Responsibility for Remediation: U.S. Department of Energy, 100 percent.

Stewardship: The U.S. Department of Energy (DOE) is responsible for long-term stewardship tasks at the former Riverton mill site, including groundwater monitoring and implementation of water-use restrictions. For the remediated site, DOE maintains data relating to site characterization, design parameters for site restoration, and current and historical site monitoring data.

Groundwater Program:   A plume of contaminated groundwater is present in the shallow alluvial and bedrock aquifers beneath the former mill site. The plume covers an area of about 160 acres and contains about 1.9 million cubic yards of groundwater contaminated with chromium, molybdenum, selenium, radium, uranium, and net gross alpha. These contaminants have not degraded the water in the adjacent flowing streams, the Wind River and Little Wind River. A permanent municipal water supply was engineered and installed to assure that the groundwater contamination does not threaten the local population.
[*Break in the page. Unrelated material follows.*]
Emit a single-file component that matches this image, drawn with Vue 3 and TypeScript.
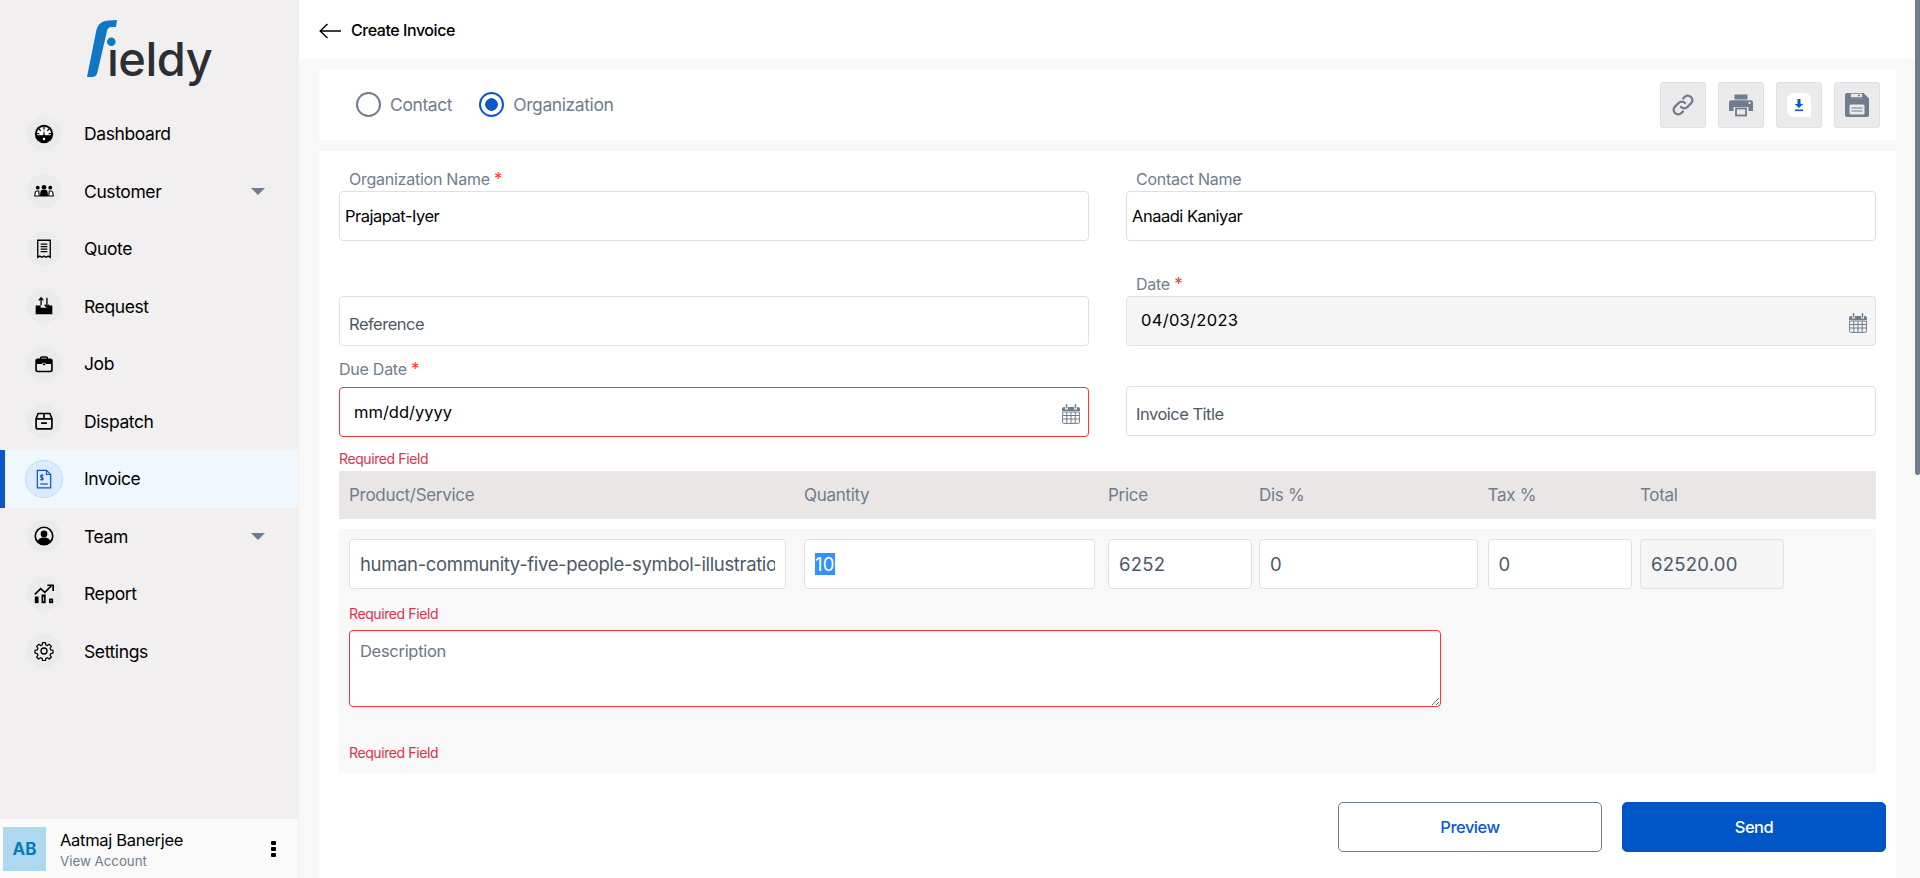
<script setup lang="ts">
import { onMounted, ref } from 'vue'

const qtyInput = ref<HTMLInputElement | null>(null)

const navItems = [
  {
    label: 'Dashboard',
    icon: '<circle cx="12" cy="12" r="11" fill="#000"/><path d="M3.500 14a8.700 8.700 0 1 1 17 0z" fill="#fff"/><path d="M12 3.500v3M6 6l2 2M18 6l-2 2M3.500 11.500h3M20.500 11.500h-3" stroke="#000" stroke-width="1.600"/><path d="M11 14l1-7.500 1 7.500z" fill="#000"/><path d="M2.500 13.500h19v3a11 11 0 0 1-19 0z" fill="#000"/><circle cx="12" cy="18" r="1.500" fill="#fff"/>',
  },
  {
    label: 'Customer',
    caret: true,
    icon: '<circle cx="4.500" cy="8" r="2.300" fill="#000"/><circle cx="19.500" cy="8" r="2.300" fill="#000"/><path d="M.8 18l.8-4.500c.3-1.100 1-1.600 2-1.600h2l.8 6zM23.200 18l-.8-4.500c-.3-1.100-1-1.600-2-1.600h-2l-.8 6z" fill="#fff" stroke="#000" stroke-width="1.300" stroke-linejoin="round"/><circle cx="12" cy="7.500" r="2.800" fill="#000"/><path d="M7 18.500l.8-5.500c.2-1.500 1.200-2.500 2.700-2.500h3c1.500 0 2.500 1 2.700 2.500l.8 5.500z" fill="#000"/>',
  },
  {
    label: 'Quote',
    icon: '<path d="M4.500 1.500h15v20.500l-2.500-1.500-2.500 1.500-2.500-1.500-2.500 1.500-2.500-1.500-2.500 1.500z" fill="none" stroke="#000" stroke-width="1.600"/><path d="M8 6h8M8 9h8M8 12h8M8 15h8" stroke="#000" stroke-width="1.500"/>',
  },
  {
    label: 'Request',
    icon: '<path d="M2 11.500h6V14h8v-2.500h6V22H2z" fill="#000"/><path d="M8.500 11V2.500M5.800 5.200l2.700-3 2.700 3" fill="none" stroke="#000" stroke-width="1.600"/><path d="M15.500 2v11M12.800 10.500l2.700 3 2.700-3" fill="none" stroke="#000" stroke-width="1.600"/>',
  },
  {
    label: 'Job',
    icon: '<path d="M8 6.500V4.700c0-.7.500-1.200 1.200-1.200h5.600c.7 0 1.200.5 1.200 1.200v1.800" fill="none" stroke="#000" stroke-width="1.800"/><rect x="2.500" y="6.500" width="19" height="14.500" rx="2" fill="none" stroke="#000" stroke-width="2"/><path d="M2.500 7h19v5H2.500z" fill="#000"/><rect x="10" y="11" width="4" height="2.800" fill="#000" stroke="#fff" stroke-width=".7"/>',
  },
  {
    label: 'Dispatch',
    icon: '<path d="M2.500 9L5 3h14l2.500 6v10.500c0 1.100-.9 2-2 2h-15c-1.100 0-2-.9-2-2z" fill="none" stroke="#000" stroke-width="2" stroke-linejoin="round"/><path d="M2.500 9.500h19M12 3v6.500M8.500 14.500h7" stroke="#000" stroke-width="2"/>',
  },
  {
    label: 'Invoice',
    active: true,
    icon: '<path d="M4 1.500h11l5 5v16H4z" fill="none" stroke="#0b57c9" stroke-width="1.500"/><path d="M15 1.500v5h5" fill="none" stroke="#0b57c9" stroke-width="1.300"/><path d="M7.500 18h9" stroke="#0b57c9" stroke-width="1.500"/><path d="M11.500 7.500H8.800c-1.300 0-1.300 2.600 0 2.600h1.200c1.300 0 1.300 2.600 0 2.600H7.500M9.500 6v8.200" fill="none" stroke="#0b57c9" stroke-width="1.300"/>',
  },
  {
    label: 'Team',
    caret: true,
    icon: '<circle cx="12" cy="12" r="10.500" fill="none" stroke="#000" stroke-width="2"/><circle cx="12" cy="9.500" r="4" fill="#000"/><path d="M4 18.500c1-3.200 4-4.800 8-4.800s7 1.600 8 4.800c-2 2.500-4.800 3.800-8 3.800s-6-1.300-8-3.800z" fill="#000"/>',
  },
  {
    label: 'Report',
    icon: '<path d="M1 12.500L8 5.500l5 4.500 8.500-8.500" fill="none" stroke="#000" stroke-width="2"/><path d="M16 1.500h7v7" fill="none" stroke="#000" stroke-width="2"/><rect x="1" y="15" width="4.500" height="8" fill="#000"/><rect x="10" y="13.500" width="3" height="8.500" fill="none" stroke="#000" stroke-width="2"/><rect x="19" y="18.500" width="3" height="3.500" fill="none" stroke="#000" stroke-width="2"/>',
  },
  {
    label: 'Settings',
    icon: '<circle cx="12" cy="12" r="3.600" fill="none" stroke="#000" stroke-width="1.600"/><path d="M10.300 2h3.400l.5 2.700 1.900.8 2.300-1.500 2.400 2.400-1.500 2.300.8 1.900 2.700.5v3.400l-2.700.5-.8 1.900 1.500 2.300-2.400 2.400-2.300-1.500-1.900.8-.5 2.700h-3.400l-.5-2.700-1.900-.8-2.300 1.500-2.400-2.400 1.500-2.300-.8-1.900-2.700-.5v-3.400l2.700-.5.8-1.900-1.500-2.300 2.400-2.400 2.300 1.500 1.900-.8z" fill="none" stroke="#000" stroke-width="1.500" stroke-linejoin="round"/>',
  },
]

// The quantity field is shown with its value selected
onMounted(() => {
  qtyInput.value?.focus()
  qtyInput.value?.select()
})
</script>

<template>
  <div class="layout">
    <aside class="sidebar">
      <div class="logo">
        <svg width="135" height="70" viewBox="0 0 135 70">
          <path d="M0 57 L9 12 C10.500 4 15 .5 22 .5 L30 0 L29 7 L25 7 C22 7 20.500 8.500 20 11 L10.500 52 C10 55 8 57 5 57z" fill="#0f78c1" />
          <circle cx="24.300" cy="21.700" r="4.300" fill="#0f78c1" />
          <text x="20" y="56" class="logo-text">ıeldy</text>
        </svg>
      </div>

      <nav class="nav">
        <div v-for="item in navItems" :key="item.label" class="nav-item" :class="{ active: item.active }">
          <span class="nav-icon">
            <svg viewBox="0 0 24 24" class="nav-svg" v-html="item.icon"></svg>
          </span>
          <span class="nav-label">{{ item.label }}</span>
          <span v-if="item.caret" class="caret"></span>
        </div>
      </nav>

      <div class="account">
        <div class="avatar">AB</div>
        <div class="account-text">
          <div class="account-name">Aatmaj Banerjee</div>
          <div class="account-link">View Account</div>
        </div>
        <div class="kebab"><i></i><i></i><i></i></div>
      </div>
    </aside>

    <main class="main">
      <header class="topbar">
        <svg class="back" viewBox="0 0 22 16" fill="none" stroke="#000" stroke-width="1.400">
          <path d="M22 8H1M8.500 1L1.200 8l7.300 7" />
        </svg>
        <span class="page-title">Create Invoice</span>
      </header>

      <div class="content">
        <section class="type-bar">
          <label class="radio"><span class="radio-dot"></span>Contact</label>
          <label class="radio radio-on"><span class="radio-dot"></span>Organization</label>
          <div class="tools">
            <button class="tool">
              <svg viewBox="0 0 24 24" fill="none" stroke="#6f7d8c" stroke-width="2.400" stroke-linecap="round">
                <path d="M10 14a4.500 4.500 0 0 0 6.400 0l3.600-3.600A4.500 4.500 0 0 0 13.600 4l-1.400 1.400" />
                <path d="M14 10a4.500 4.500 0 0 0-6.400 0L4 13.600A4.500 4.500 0 0 0 10.400 20l1.400-1.400" />
              </svg>
            </button>
            <button class="tool">
              <svg viewBox="0 0 24 24" fill="#6f7d8c">
                <rect x="5.500" y="1.500" width="13" height="5" />
                <path d="M0 9.500c0-1.400 1-2.300 2.300-2.300h19.400c1.300 0 2.300.9 2.300 2.300v8.500h-4.500v-4H4.500v4H0z" />
                <rect x="7" y="15.500" width="10" height="7" fill="none" stroke="#6f7d8c" stroke-width="1.800" />
                <circle cx="20.500" cy="10" r="1" fill="#fff" />
              </svg>
            </button>
            <button class="tool">
              <svg viewBox="0 0 24 24">
                <path d="M7 0h10c4 0 7 3 7 7v17H7c-4 0-7-3-7-7V7c0-4 3-7 7-7z" fill="#fff" />
                <path d="M10.500 6h3v5h2.800L12 15l-4.300-4h2.800z" fill="#0b57c9" />
                <rect x="8" y="16.500" width="8" height="1.600" fill="#0b57c9" />
              </svg>
            </button>
            <button class="tool">
              <svg viewBox="0 0 24 24" fill="#6f7d8c">
                <path d="M0 2c0-1.200.8-2 2-2h3.500v5.500h12V0h1L24 5.500V22c0 1.200-.8 2-2 2H2c-1.200 0-2-.8-2-2z" />
                <rect x="5" y="0" width="13" height="5" fill="none" stroke="#6f7d8c" stroke-width="1.500" />
                <rect x="13" y="1.800" width="2" height="1.500" />
                <rect x="4.500" y="11.500" width="15" height="10" rx="1.500" fill="#ebebeb" />
                <path d="M6.500 15h11M6.500 18h11" stroke="#6f7d8c" stroke-width="1.200" />
              </svg>
            </button>
          </div>
        </section>

        <section class="card">
          <div class="form-grid">
            <div class="field">
              <label class="label">Organization Name <em>*</em></label>
              <input class="input input-tight" value="Prajapat-Iyer" />
            </div>
            <div class="field">
              <label class="label">Contact Name</label>
              <input class="input input-tight" value="Anaadi Kaniyar" />
            </div>

            <div class="field field-end row-2">
              <input class="input input-low" placeholder="Reference" />
            </div>
            <div class="field row-2">
              <label class="label">Date <em>*</em></label>
              <div class="input date-box disabled">
                <span class="date-text">04/03/2023</span>
                <svg class="cal" viewBox="0 0 18 20" fill="#6f7d8c">
                  <path d="M0 5c0-1 .8-2 2-2h1v2.500h3V3h6v2.500h3V3h1c1.200 0 2 1 2 2v2H0z" />
                  <rect x="3.800" y="0" width="1.500" height="4.600" rx=".7" />
                  <rect x="12.700" y="0" width="1.500" height="4.600" rx=".7" />
                  <path d="M.6 8h16.800v10.400c0 .6-.4 1-1 1H1.600c-.6 0-1-.4-1-1zM.6 11.500h16.800M.6 15h16.800M4.800 8v11M9 8v11M13.200 8v11" fill="none" stroke="#6f7d8c" stroke-width="1" />
                </svg>
              </div>
            </div>

            <div class="field due">
              <label class="label label-flush">Due Date <em>*</em></label>
              <div class="input date-box invalid">
                <span class="date-text date-empty">mm/dd/yyyy</span>
                <svg class="cal" viewBox="0 0 18 20" fill="#6f7d8c">
                  <path d="M0 5c0-1 .8-2 2-2h1v2.500h3V3h6v2.500h3V3h1c1.200 0 2 1 2 2v2H0z" />
                  <rect x="3.800" y="0" width="1.500" height="4.600" rx=".7" />
                  <rect x="12.700" y="0" width="1.500" height="4.600" rx=".7" />
                  <path d="M.6 8h16.800v10.400c0 .6-.4 1-1 1H1.600c-.6 0-1-.4-1-1zM.6 11.500h16.800M.6 15h16.800M4.800 8v11M9 8v11M13.200 8v11" fill="none" stroke="#6f7d8c" stroke-width="1" />
                </svg>
              </div>
              <div class="error error-due">Required Field</div>
            </div>
            <div class="field title-field">
              <input class="input input-low" placeholder="Invoice Title" />
            </div>
          </div>

          <div class="line-grid line-head">
            <span>Product/Service</span>
            <span>Quantity</span>
            <span>Price</span>
            <span>Dis %</span>
            <span>Tax %</span>
            <span>Total</span>
          </div>

          <div class="line-panel">
            <div class="line-grid line-inputs">
              <input class="input cell" value="human-community-five-people-symbol-illustration" />
              <input ref="qtyInput" class="input cell num" value="10" />
              <input class="input cell num" value="6252" />
              <input class="input cell num" value="0" />
              <input class="input cell num" value="0" />
              <input class="input cell num disabled" value="62520.00" readonly />
            </div>
            <div class="error error-product">Required Field</div>
            <textarea class="description" placeholder="Description"></textarea>
            <div class="error error-desc">Required Field</div>
          </div>

          <div class="actions">
            <button class="btn btn-outline">Preview</button>
            <button class="btn btn-primary">Send</button>
          </div>
        </section>
      </div>
    </main>

    <div class="scrollbar"><div class="thumb"></div></div>
  </div>
</template>

<style>
html, body { margin: 0; height: 100%; overflow: hidden; }
</style>

<style scoped>
.layout {
  display: flex;
  height: 878px;
  overflow: hidden;
  font-family: Inter, "Liberation Sans", sans-serif;
  background: #f8f8f8;
}

/* sidebar */
.sidebar {
  width: 299px;
  flex: none;
  display: flex;
  flex-direction: column;
  background: #f1eff0;
}
.logo { height: 105px; padding: 20px 0 0 87px; box-sizing: border-box; }
.logo svg { display: block; }
.logo-text { font-family: Inter, sans-serif; font-size: 47px; font-weight: 500; letter-spacing: -0.500px; fill: #2b2f33; }
.nav { flex: 1; width: 298px; }
.nav-item {
  height: 57.500px;
  display: flex;
  align-items: center;
  padding-left: 27px;
  box-sizing: border-box;
  color: #000;
  font-size: 17.500px;
  letter-spacing: -0.400px;
}
.nav-icon {
  width: 34px;
  height: 34px;
  flex: none;
  border-radius: 50%;
  background: #ebebeb;
  display: flex;
  align-items: center;
  justify-content: center;
  margin-right: 23px;
}
.nav-svg { width: 20px; height: 20px; }
.nav-label { flex: 1; }
.caret {
  width: 0;
  height: 0;
  margin-right: 33px;
  border-left: 7px solid transparent;
  border-right: 7px solid transparent;
  border-top: 7px solid #6f7d8c;
}
.nav-item.active {
  background: #f0f7ff;
  border-left: 5px solid #0b57c9;
  padding-left: 20px;
}
.nav-item.active .nav-icon {
  width: 38px;
  height: 38px;
  background: #dcebff;
  border: 1px solid #b8dffc;
  box-sizing: border-box;
  margin-right: 21px;
}

.account {
  width: 298px;
  height: 59px;
  flex: none;
  display: flex;
  align-items: center;
  background: #fafafa;
  padding-left: 3px;
  box-sizing: border-box;
}
.avatar {
  width: 43px;
  height: 44px;
  background: #aed8ef;
  color: #0d7ab8;
  font-weight: 700;
  font-size: 17px;
  display: flex;
  align-items: center;
  justify-content: center;
}
.account-text { flex: 1; margin-left: 14px; padding-top: 2px; }
.account-name { font-size: 16.500px; letter-spacing: -0.300px; line-height: 20px; color: #000; }
.account-link { font-size: 13.300px; line-height: 18px; color: #6f7d8c; margin-top: 2px; }
.kebab { display: flex; flex-direction: column; gap: 2px; margin-right: 22px; }
.kebab i { width: 5px; height: 4px; border-radius: 1px; background: #000; }

/* main */
.main { flex: 1; min-width: 0; display: flex; flex-direction: column; }
.topbar {
  height: 59px;
  flex: none;
  background: #fff;
  display: flex;
  align-items: center;
  padding-left: 20px;
}
.back { width: 22px; height: 16px; margin-right: 10px; margin-top: 2px; }
.page-title { font-size: 16px; letter-spacing: -0.450px; font-weight: 500; color: #000; }
.content { padding: 11px 19px 0 20px; }

.type-bar {
  height: 70px;
  background: #fff;
  display: flex;
  align-items: center;
  padding-left: 37px;
  box-sizing: border-box;
}
.radio {
  display: flex;
  align-items: center;
  font-size: 17.500px;
  letter-spacing: -0.400px;
  color: #6f7d8c;
  margin-right: 27px;
  padding-bottom: 1px;
}
.radio-dot {
  width: 25px;
  height: 25px;
  box-sizing: border-box;
  border: 2px solid #6f7d8c;
  border-radius: 50%;
  margin-right: 9px;
  background: #fff;
}
.radio-on .radio-dot {
  border-color: #0b57c9;
  background: radial-gradient(circle, #0b57c9 0 6px, #fff 6.500px);
}
.tools { margin-left: auto; margin-right: 16px; display: flex; gap: 12px; }
.tool {
  width: 46px;
  height: 46px;
  padding: 0;
  background: #ebebeb;
  border: 1px solid #dde0e4;
  border-radius: 3px;
  display: flex;
  align-items: center;
  justify-content: center;
}
.tool svg { width: 24px; height: 24px; }

.card {
  margin-top: 11px;
  background: #fff;
  padding: 17px 20px 40px;
}
.form-grid {
  display: grid;
  grid-template-columns: 750px 750px;
  column-gap: 37px;
}
.field { display: flex; flex-direction: column; }
.field-end { justify-content: flex-end; }
.row-2 { margin-top: 32px; }
.due { margin-top: 14px; }
.title-field { margin-top: 40px; }
.label {
  height: 23px;
  padding-left: 10px;
  font-size: 16px;
  letter-spacing: -0.250px;
  line-height: 22px;
  color: #6f7d8c;
}
.label-flush { height: 27px; padding-left: 0; line-height: 18px; }
.label em { font-style: normal; color: #f33; font-size: 17px; }
.input {
  height: 50px;
  box-sizing: border-box;
  border: 1px solid #dde0e4;
  border-radius: 4px;
  background: #fff;
  font: inherit;
  font-size: 16.500px;
  letter-spacing: -0.500px;
  color: #000;
  outline: none;
  width: 100%;
}
.input-tight { padding: 0 5px; }
.input-low { padding: 6px 9px 0; }
.input-low::placeholder { color: #4d5966; opacity: 1; }
.disabled { background: #f5f5f5; }
.date-box {
  display: flex;
  align-items: center;
  justify-content: space-between;
  padding: 0 8px 0 14px;
}
.date-text { font-size: 16.500px; letter-spacing: 0.300px; margin-top: -2px; }
.date-empty { margin-top: 0; letter-spacing: 0; }
.cal { width: 18px; height: 20px; margin-top: 3px; }
.invalid { border-color: #f33; }
.error {
  font-size: 14px;
  letter-spacing: -0.400px;
  line-height: 15px;
  color: #e0314b;
}
.error-due { margin-top: 14px; }
.error-product { margin-top: 17px; }
.error-desc { margin-top: 38px; }

.line-grid {
  display: grid;
  grid-template-columns: 455px 304px 151px 228.500px 152.500px 144px;
  align-items: center;
}
.line-head {
  height: 48px;
  margin-top: 5px;
  padding-left: 10px;
  background: #ebe6e6;
  color: #6f7d8c;
  font-size: 17px;
  letter-spacing: -0.300px;
}
.line-inputs > :nth-child(1) { width: 437px; }
.line-inputs > :nth-child(2) { width: 290.500px; }
.line-inputs > :nth-child(3) { width: 144px; }
.line-inputs > :nth-child(4) { width: 219px; }
.line-inputs > :nth-child(5) { width: 144.500px; }
.line-panel {
  margin-top: 10px;
  padding: 10px 10px 13px;
  background: #f8f8f8;
}
.cell { padding: 0 10px; font-size: 18.500px; letter-spacing: -0.350px; color: #4d5966; }
.num { letter-spacing: 0.250px; }
.cell::selection { background: #3390ff; color: #fff; }
.description {
  display: block;
  width: 1092px;
  height: 77px;
  margin-top: 9px;
  padding: 10px;
  box-sizing: border-box;
  border: 1px solid #f33;
  border-radius: 4px;
  background: #fff;
  font: inherit;
  font-size: 16.500px;
  letter-spacing: -0.300px;
  outline: none;
  resize: both;
}
.description::placeholder { color: #6b7785; opacity: 1; }

.actions {
  display: flex;
  justify-content: flex-end;
  gap: 20px;
  margin: 29px -10px 0 0;
}
.btn {
  width: 264px;
  height: 50px;
  border-radius: 5px;
  font-family: inherit;
  font-size: 16.500px;
  letter-spacing: -0.500px;
  font-weight: 500;
}
.btn-outline { background: #fff; border: 1px solid #6f7d8c; color: #0b57c9; }
.btn-primary { background: #0056c7; border: 1px solid #0056c7; color: #fff; }

.scrollbar { width: 5px; flex: none; background: #f8f8f8; }
.thumb { height: 475px; background: #6f7d8c; border-radius: 0 0 3px 3px; }
</style>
Annual monitoring of groundwater at the former mill site will be used for a ten-year period following completion of surface remediation to demonstrate that natural flushing of contaminants is working as predicted. Passive remediation through natural flushing without active restoration intervention is anticipated to achieve compliance with the approved standards within the U.S. Environmental Protection Agency's (EPA) limit of 100 years. Verification monitoring of groundwater conditions will continue through 2004, when the site will be transferred to the Long-Term Surveillance and Maintenance Program. After the NRC certifies compliance with the EPA standards, the former mill site will be released to its owner for unlimited use.





   1Pachuka tanks are large slender cylindrical tanks that use air-lifting technology to agitate the pulp during ore leaching. In uranium milling, the tanks usually are between 40 to 60 feet height and have height-to-width ratio usually between 2:1 or 3:1 to 1, but the ratio can range up to 6:1. Pachuka tanks are well suited to carbonate leaching, as the air agitation also assists in oxidizing the uranium ore minerals suspended in the pulp.